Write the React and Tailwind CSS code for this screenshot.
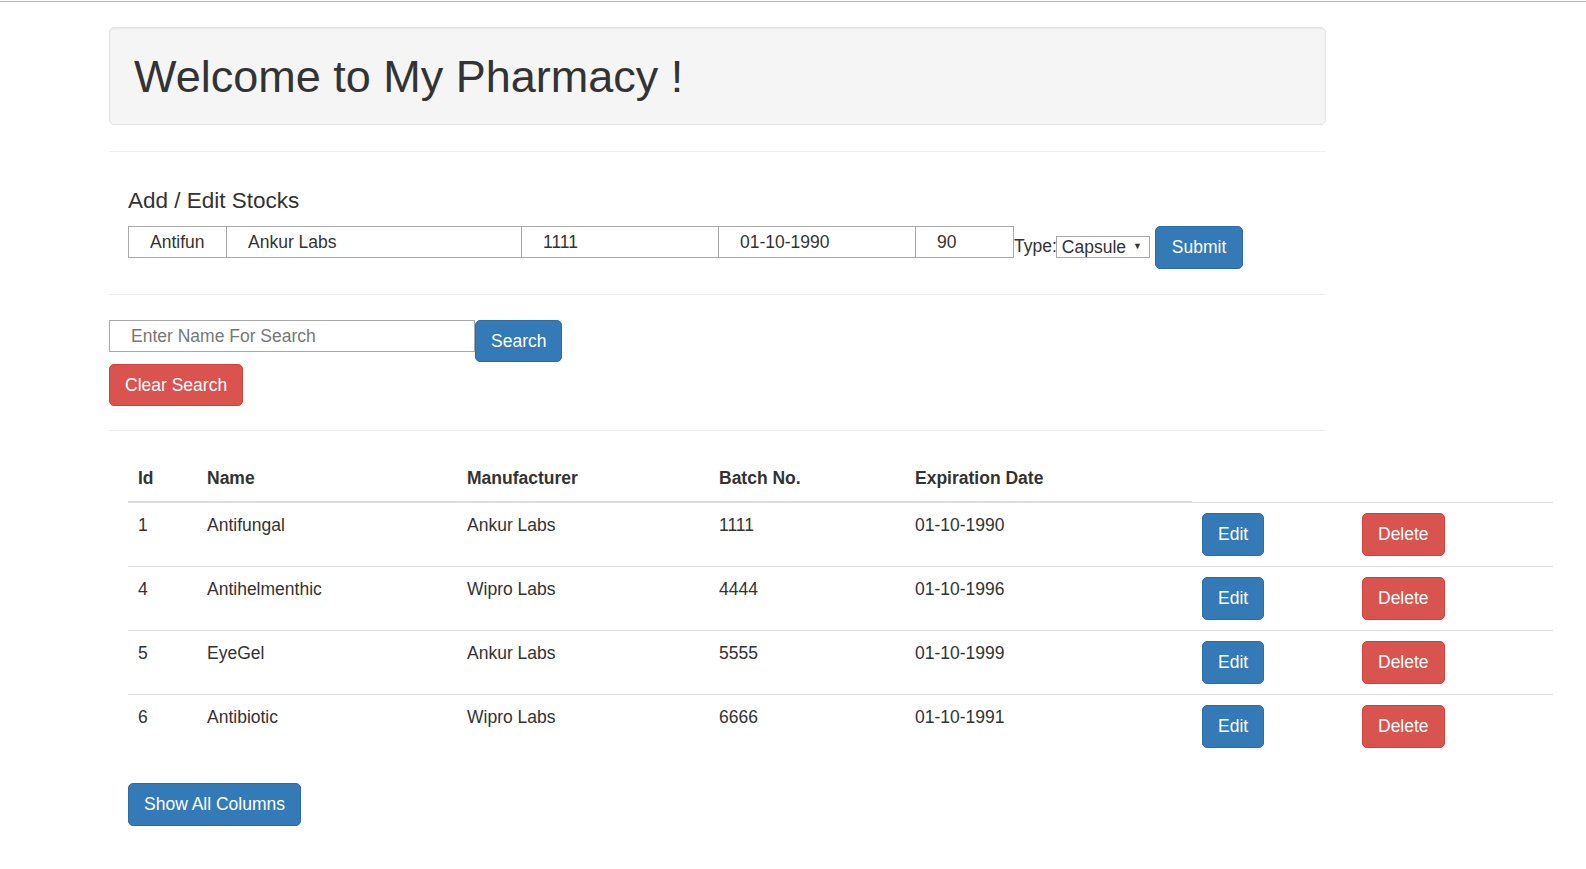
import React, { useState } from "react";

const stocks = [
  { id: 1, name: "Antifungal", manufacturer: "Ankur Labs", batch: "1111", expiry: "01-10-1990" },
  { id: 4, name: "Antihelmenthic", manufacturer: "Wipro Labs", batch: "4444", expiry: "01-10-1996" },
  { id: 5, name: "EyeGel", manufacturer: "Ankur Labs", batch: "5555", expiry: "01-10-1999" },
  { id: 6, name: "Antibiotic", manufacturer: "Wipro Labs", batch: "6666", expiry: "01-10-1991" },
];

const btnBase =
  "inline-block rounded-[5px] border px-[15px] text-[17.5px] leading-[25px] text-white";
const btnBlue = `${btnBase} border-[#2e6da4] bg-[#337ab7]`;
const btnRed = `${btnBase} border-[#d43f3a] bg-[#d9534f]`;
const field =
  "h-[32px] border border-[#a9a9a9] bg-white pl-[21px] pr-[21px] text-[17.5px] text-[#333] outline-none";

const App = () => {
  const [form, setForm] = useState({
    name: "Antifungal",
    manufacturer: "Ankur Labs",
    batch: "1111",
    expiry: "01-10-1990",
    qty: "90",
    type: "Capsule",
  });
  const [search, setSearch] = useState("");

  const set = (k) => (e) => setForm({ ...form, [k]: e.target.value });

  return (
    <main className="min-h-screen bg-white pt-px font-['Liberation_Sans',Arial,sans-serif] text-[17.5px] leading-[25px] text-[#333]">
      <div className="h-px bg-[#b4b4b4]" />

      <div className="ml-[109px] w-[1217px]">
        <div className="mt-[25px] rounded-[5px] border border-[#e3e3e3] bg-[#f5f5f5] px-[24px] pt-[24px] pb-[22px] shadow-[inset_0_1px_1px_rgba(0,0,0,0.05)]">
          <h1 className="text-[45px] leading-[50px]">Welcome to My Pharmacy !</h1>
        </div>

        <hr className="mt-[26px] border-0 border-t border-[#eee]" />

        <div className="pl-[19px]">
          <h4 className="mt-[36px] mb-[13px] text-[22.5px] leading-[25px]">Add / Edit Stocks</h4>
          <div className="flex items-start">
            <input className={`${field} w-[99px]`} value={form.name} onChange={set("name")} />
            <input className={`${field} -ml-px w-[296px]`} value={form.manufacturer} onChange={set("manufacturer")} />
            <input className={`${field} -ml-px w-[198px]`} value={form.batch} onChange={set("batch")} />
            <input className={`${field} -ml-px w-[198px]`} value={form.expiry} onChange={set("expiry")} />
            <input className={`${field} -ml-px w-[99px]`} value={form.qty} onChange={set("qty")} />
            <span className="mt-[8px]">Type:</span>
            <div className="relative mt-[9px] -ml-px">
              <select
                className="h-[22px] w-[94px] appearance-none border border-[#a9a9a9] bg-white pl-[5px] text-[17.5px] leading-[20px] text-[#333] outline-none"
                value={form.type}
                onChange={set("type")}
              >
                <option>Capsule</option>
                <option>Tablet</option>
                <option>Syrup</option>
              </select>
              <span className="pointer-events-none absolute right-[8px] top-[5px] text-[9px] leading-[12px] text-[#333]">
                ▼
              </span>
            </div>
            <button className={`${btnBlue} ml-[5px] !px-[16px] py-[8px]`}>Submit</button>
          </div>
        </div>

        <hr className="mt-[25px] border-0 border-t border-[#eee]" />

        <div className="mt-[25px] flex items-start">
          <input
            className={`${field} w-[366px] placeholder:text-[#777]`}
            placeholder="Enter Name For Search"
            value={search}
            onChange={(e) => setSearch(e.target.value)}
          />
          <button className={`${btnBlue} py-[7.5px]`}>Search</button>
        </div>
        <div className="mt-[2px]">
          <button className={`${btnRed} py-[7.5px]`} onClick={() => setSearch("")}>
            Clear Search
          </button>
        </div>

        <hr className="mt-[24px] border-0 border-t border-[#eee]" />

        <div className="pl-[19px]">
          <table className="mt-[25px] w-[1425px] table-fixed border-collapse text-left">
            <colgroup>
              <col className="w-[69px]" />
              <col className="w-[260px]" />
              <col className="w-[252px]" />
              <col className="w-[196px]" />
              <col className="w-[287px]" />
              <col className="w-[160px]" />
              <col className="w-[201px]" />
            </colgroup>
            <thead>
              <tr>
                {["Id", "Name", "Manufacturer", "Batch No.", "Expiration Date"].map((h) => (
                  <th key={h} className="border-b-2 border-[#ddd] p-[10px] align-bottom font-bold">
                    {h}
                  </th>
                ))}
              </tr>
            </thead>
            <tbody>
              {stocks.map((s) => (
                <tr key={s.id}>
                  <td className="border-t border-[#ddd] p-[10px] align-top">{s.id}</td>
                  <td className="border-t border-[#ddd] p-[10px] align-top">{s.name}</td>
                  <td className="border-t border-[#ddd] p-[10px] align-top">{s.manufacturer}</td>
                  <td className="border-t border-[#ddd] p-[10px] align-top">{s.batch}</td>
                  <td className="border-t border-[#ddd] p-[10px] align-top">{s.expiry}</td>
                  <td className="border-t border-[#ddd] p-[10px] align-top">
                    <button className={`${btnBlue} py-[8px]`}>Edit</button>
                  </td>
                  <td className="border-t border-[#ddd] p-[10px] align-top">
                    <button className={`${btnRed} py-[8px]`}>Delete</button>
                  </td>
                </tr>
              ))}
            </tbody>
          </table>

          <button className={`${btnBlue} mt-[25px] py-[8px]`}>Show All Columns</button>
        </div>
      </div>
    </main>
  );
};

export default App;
==
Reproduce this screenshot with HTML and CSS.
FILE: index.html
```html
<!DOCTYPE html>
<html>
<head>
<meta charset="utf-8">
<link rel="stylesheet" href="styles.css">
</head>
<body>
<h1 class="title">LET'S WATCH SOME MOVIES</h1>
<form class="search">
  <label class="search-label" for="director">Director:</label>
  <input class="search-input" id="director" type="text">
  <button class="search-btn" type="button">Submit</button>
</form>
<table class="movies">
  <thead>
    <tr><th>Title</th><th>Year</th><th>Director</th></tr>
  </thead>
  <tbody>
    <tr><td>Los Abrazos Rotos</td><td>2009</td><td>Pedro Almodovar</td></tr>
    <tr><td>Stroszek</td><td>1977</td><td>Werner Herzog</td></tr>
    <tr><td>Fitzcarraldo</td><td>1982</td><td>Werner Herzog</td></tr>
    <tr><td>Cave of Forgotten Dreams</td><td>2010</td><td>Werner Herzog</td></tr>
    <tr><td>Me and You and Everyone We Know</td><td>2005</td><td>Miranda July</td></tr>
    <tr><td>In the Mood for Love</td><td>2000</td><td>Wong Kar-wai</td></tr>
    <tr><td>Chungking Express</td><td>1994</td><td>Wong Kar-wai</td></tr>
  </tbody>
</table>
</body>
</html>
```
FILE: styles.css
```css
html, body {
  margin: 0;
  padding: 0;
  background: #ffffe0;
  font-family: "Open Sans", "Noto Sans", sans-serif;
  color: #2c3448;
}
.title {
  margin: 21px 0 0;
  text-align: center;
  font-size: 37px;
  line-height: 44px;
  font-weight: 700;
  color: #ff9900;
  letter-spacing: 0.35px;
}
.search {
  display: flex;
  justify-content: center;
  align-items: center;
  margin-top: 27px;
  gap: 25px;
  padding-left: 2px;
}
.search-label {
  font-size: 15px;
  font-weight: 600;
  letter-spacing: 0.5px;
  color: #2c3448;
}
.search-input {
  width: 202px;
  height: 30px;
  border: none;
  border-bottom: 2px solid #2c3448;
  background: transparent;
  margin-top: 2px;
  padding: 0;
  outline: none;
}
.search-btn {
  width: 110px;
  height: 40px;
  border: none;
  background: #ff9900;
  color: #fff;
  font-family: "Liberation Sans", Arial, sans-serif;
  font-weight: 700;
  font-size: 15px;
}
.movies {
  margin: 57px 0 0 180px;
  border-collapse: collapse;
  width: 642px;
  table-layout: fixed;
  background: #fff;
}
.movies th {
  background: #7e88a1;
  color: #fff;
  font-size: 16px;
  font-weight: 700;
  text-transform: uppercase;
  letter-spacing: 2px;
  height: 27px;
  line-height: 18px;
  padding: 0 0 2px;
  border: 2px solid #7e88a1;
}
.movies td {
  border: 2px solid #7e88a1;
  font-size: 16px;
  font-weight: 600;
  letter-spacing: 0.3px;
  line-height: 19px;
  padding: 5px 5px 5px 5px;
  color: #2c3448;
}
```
==
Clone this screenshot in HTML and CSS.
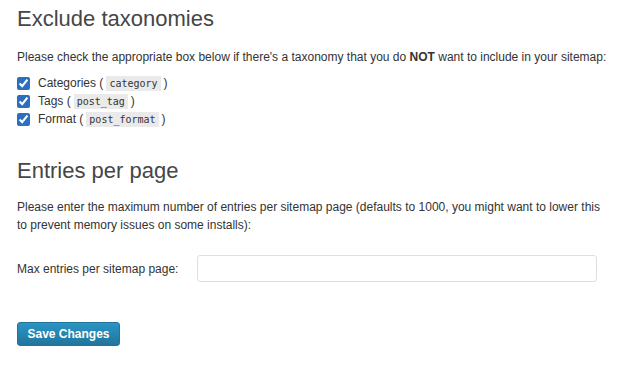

#### Aim of the task:
Reproduce every line from the entries that holds the word "this".

#### Expected answer:
Write the React and Tailwind CSS code for this screenshot.
Reproduce this screenshot with HTML and CSS.
Clone this screenshot in HTML and CSS.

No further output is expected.